The Predictive Analytics Story
If you’ve been reading me for a while, you already know how important it is to capture data on your ROI. If you know what’s working, you can put your money in the right place. I discuss this at length in this post on calculating ROI. Predictive analytics is one way to take that data from your past successes or failures, and stretch it into insights about your future.
To share a piece of what may at this point be marketing legend, consider the beer/diaper correlation. The story goes that one retail outlet decided to use predictive analytics to track what items their customers were purchasing. Their data showed an odd trend: diapers were being purchased alongside beer disproportionately often by men aged 30-40 after 7pm on Friday nights. Young men were running in for a late-night diaper restock, and grabbed a six pack while they were at it. According to the story, the retailer used this insight to place beer and diapers close to one another in the store, and sales of both zoomed.
Big Names in Big Data
That isn’t the whole story, however. The real story tells an even deeper truth about chasing after marketing trends. While trying to find sources for the diaper beer story, or even the name of the store, I came across this 2012 article at CanWorkSmart:
“The myth itself relates to a study done in June of 1992 when Thomas Blischok, then VP of industrial consulting for NCR (now spun off to TeraData), did an analysis for Osco Drug. They examined 1.2 million market baskets in 25 stores identifying over 20 different product couplings including beer and diapers, and fruit juice and cough syrup.
The story about how Osco moved beer next to the Diapers and both made more sales isn’t correct though. Osco took the NCR study and identified approximately 5,000 slow-moving SKUs in its inventory. After removing those items from the shelf, consumers, now finding more items they wanted easier, actually thought Osco’s selection had increased.”
The distinction is an important one. What Osco, the formerly-anonymous store did, was mine data to determine overall trends. They did not discover a magic formula for products to put together to exponentially increase sales. Why does this matter? Just ask any of the companies in the late 90’s who built huge, expensive data warehouses. Many were hoping to glean such clear cut insights, only to have the project fail or never find any useful data at all. This article from Forbes all the way back in 1998 describes failed attempts by big names such as American Express and J.C. Penney to create large data centers to mine useful information for their predictive analytics campaigns.
Industries Benefiting From Predictive Analytics
So, the diaper-beer story shows us the basic idea of how predictive analytics are supposed to work. The “predictive” part comes in when you use past trends to try to predict future buying patterns. For example, a retail company might mine their checkout data to predict surges or troughs in demand. This allows them to stock items appropriately. According to SAS, “financial services firm can use predictive analytics to predict the likelihood of fraud activity for any given transaction before it is authorized – within 40 milliseconds of the transaction initiation.”

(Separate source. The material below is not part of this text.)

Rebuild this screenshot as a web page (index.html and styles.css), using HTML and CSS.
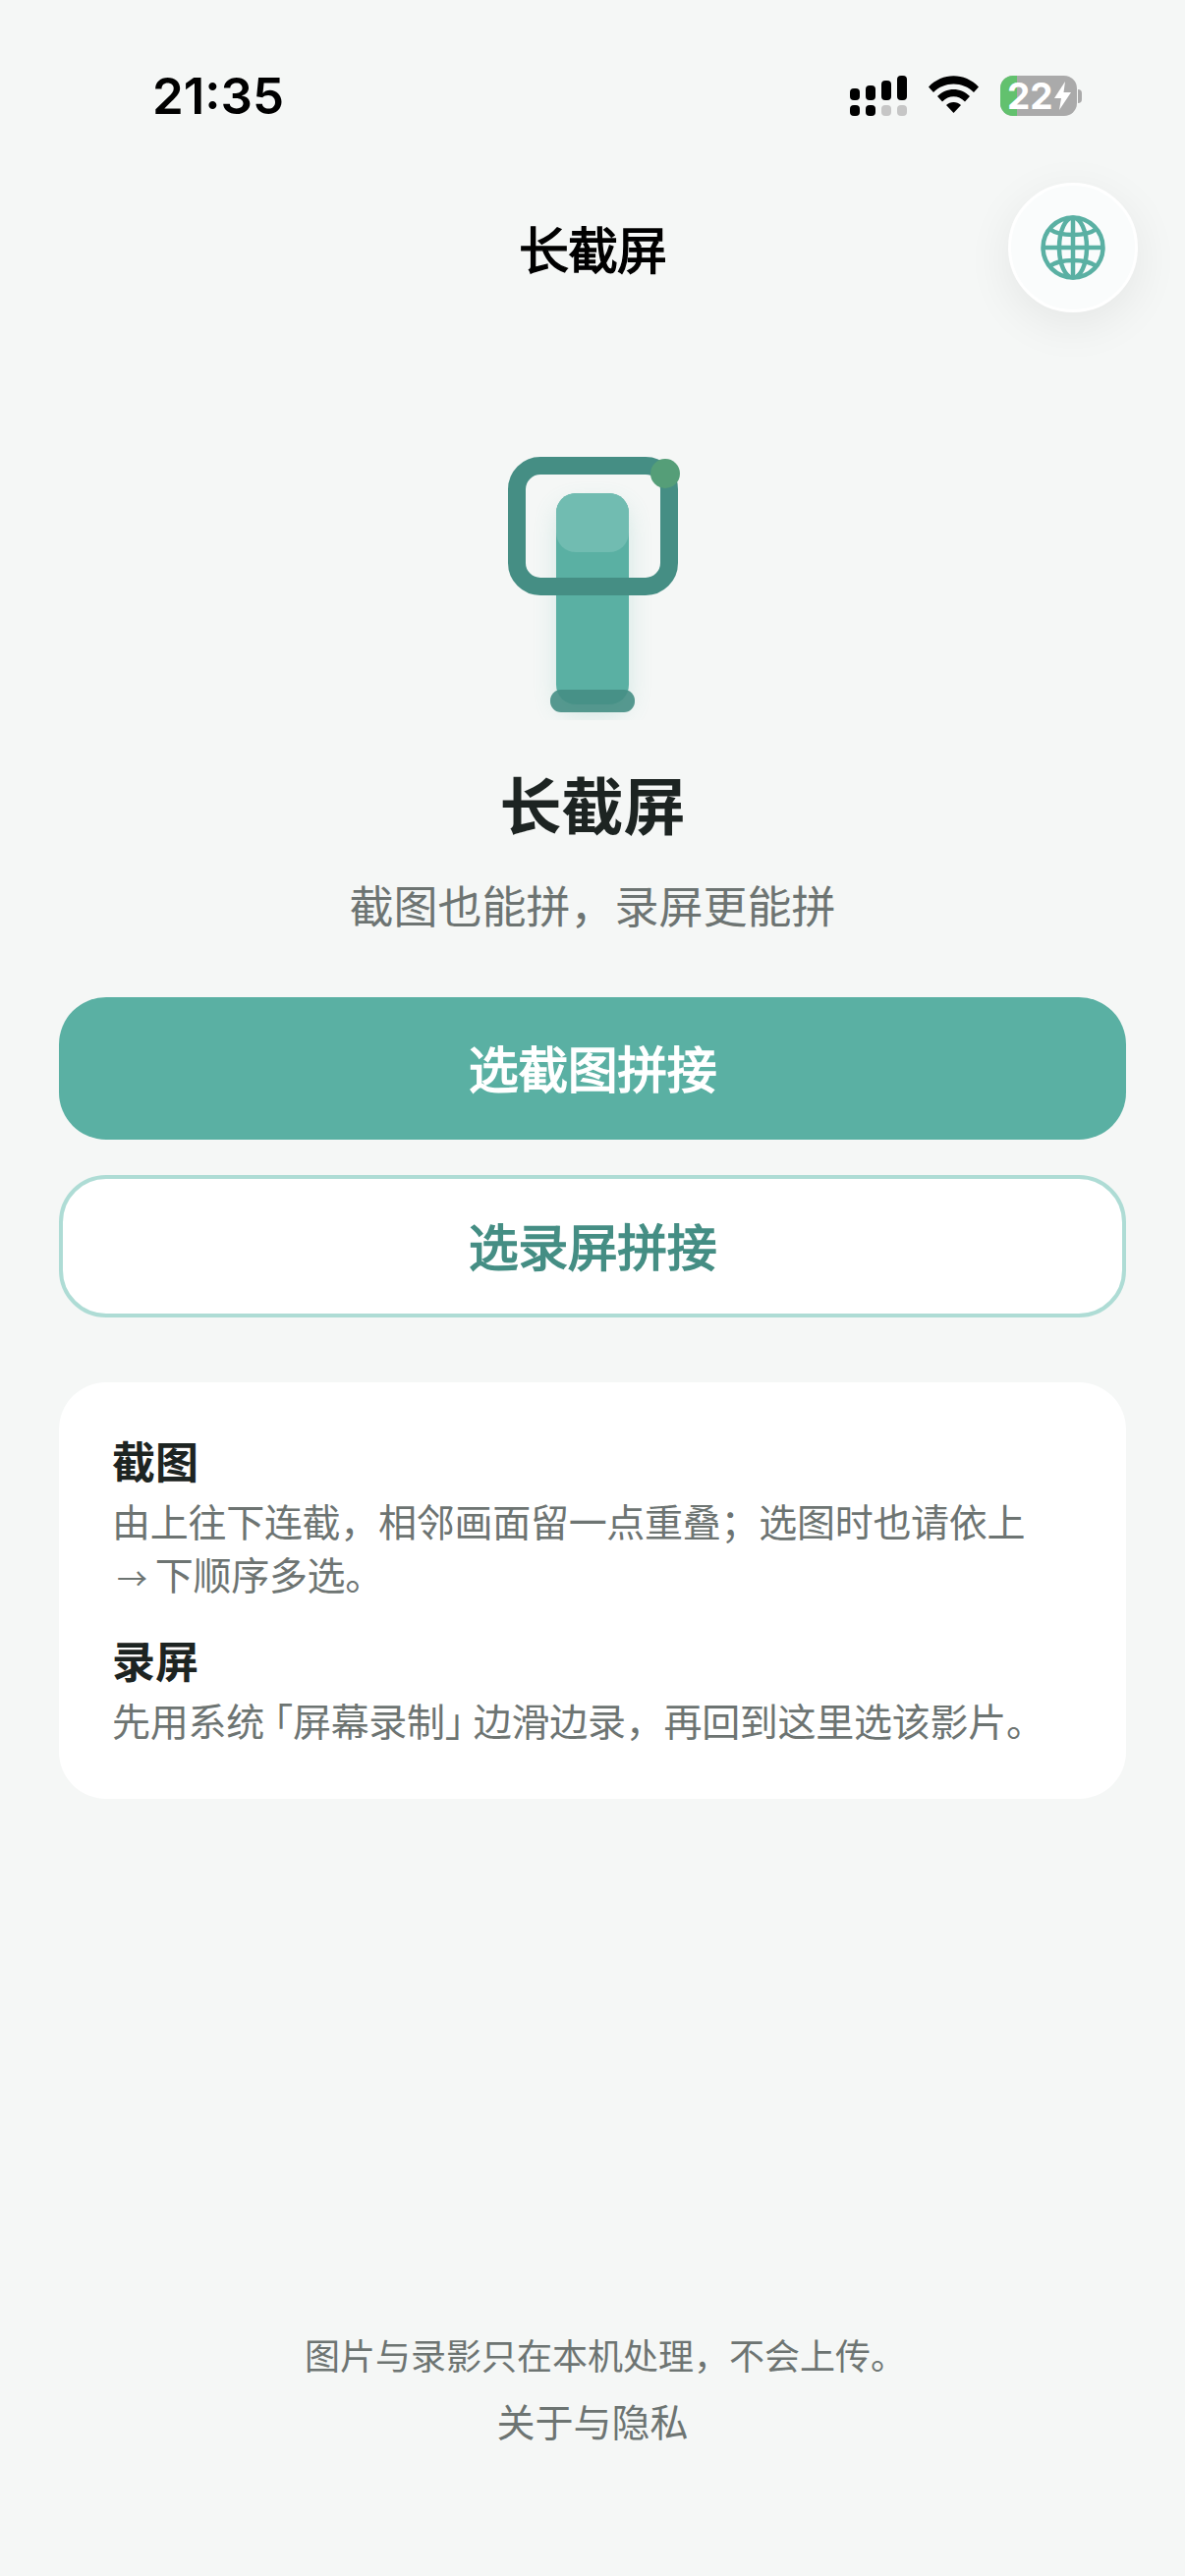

Some public works and utilities firms are mining data to predict when huge machines, like wind turbines, will need maintenance. The US Census Bureau analyzes their data to understand population trends for a long time. Manufacturers can use data to optimize parts, service resources, distribution, and quality control efforts.
How Predictive Analytics Works
According to SAS, a provider of predictive analytics services,
“There are two types of predictive models. Classification models predict class membership. For instance, you try to classify whether someone is likely to leave, whether he will respond to a solicitation, whether he’s a good or bad credit risk, etc. Usually, the model results are in the form of 0 or 1, with 1 being the event you are targeting. Regression models predict a number – for example, how much revenue a customer will generate over the next year or the number of months before a component will fail on a machine.”